Le tour d’abandon était une boîte tournante aménagée dans le mur d’un couvent ou d’un hôpital tenu par des religieuses. La mère y déposait son enfant, faisait tourner la boîte et sonnait une cloche.

 

1 Les nourrices Tour d'abandon Realisation_du_09-06-20 pour Canalblog

 

L’enfant était alors recueilli par le concierge de l’hospice ou la religieuse préposée à ce service d’où son nom de «  sœur tourière « . Parfois la mère joignait un billet sur lequel elle précisait si celui-ci était baptisé ou non, le prénom qu’elle voulait lui donner, elle disait parfois qu’elle reviendrait le chercher.

Voici l’acte de réception d’un enfant sur lequel est reproduit le contenu du billet qui l’accompagnait

«  cet enfant a été exposé pour quelque temps, il est malade, je vous prie d’en avoir soin âgé de 13 mois, il a un bonnet gris piqué une mouche au bras gauche il s’appelle Petrus B « 

 

2 Les nourrices acte de réception Realisation_du_09-06-20 pour Canalblog

 

Sous l’Ancien régime les enfants abandonnés sont pris en charge par les institutions religieuses. Après la Révolution c’est la Nation qui les prend en charge, le cadre de cette assistance est réglé par un décret impérial de 1811 qui restera en vigueur jusqu’au début du XXe siècle.

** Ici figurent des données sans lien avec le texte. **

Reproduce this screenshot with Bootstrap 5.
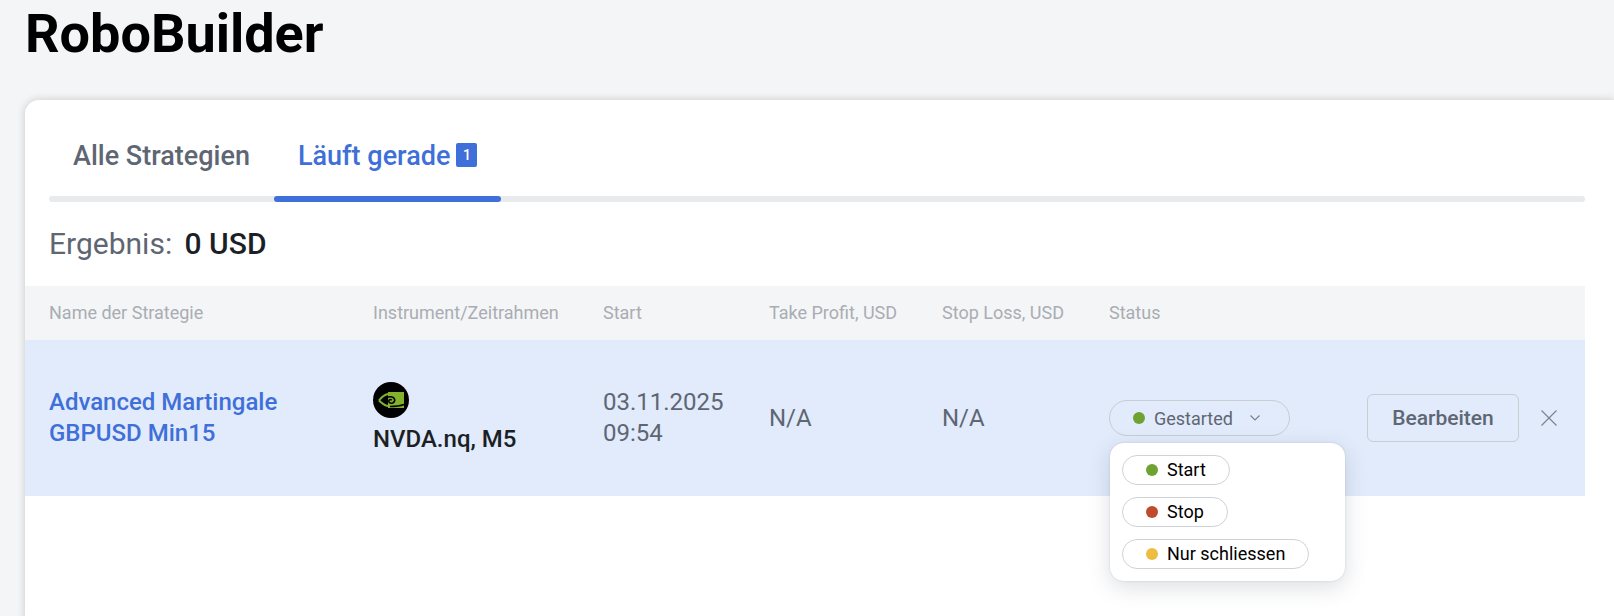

Les hospices apportent les premiers secours, placent les enfants chez des nourrices et en assurent le suivi et l’entretien, donnant de l’argent aux nourrices et leur fournissant des vêtements pour les enfants.

 

Les Basses Alpes, sont un département rural dans une région montagneuse. La population est majoritairement paysanne, l’agriculture rapporte peu et il faut se procurer des ressources par d’autres moyens. Les hommes trouvent une activité complémentaire parfois saisonnière, les femmes prennent en charge des enfants abandonnés venus parfois d’autres départements moyennant une faible rétribution. C’est ainsi que l’on trouve dans les Basses Alpes de nombreux enfants «  des hospices de Marseille confiés aux soins de … «  car on considère que rien n’est plus salutaire que le placement dans une famille de paysans.

3 Les nourrices Basses Alpes Realisation_du_09-06-20 pour Canalblog

 

Dans la première moitié du XIXe siècle environ 260 enfants sont accueillis chaque année dans les Basses Alpes. Un grand nombre d'entre eux, notamment ceux en bas âge et en particulier des nourrissons meurent peu après leur admission.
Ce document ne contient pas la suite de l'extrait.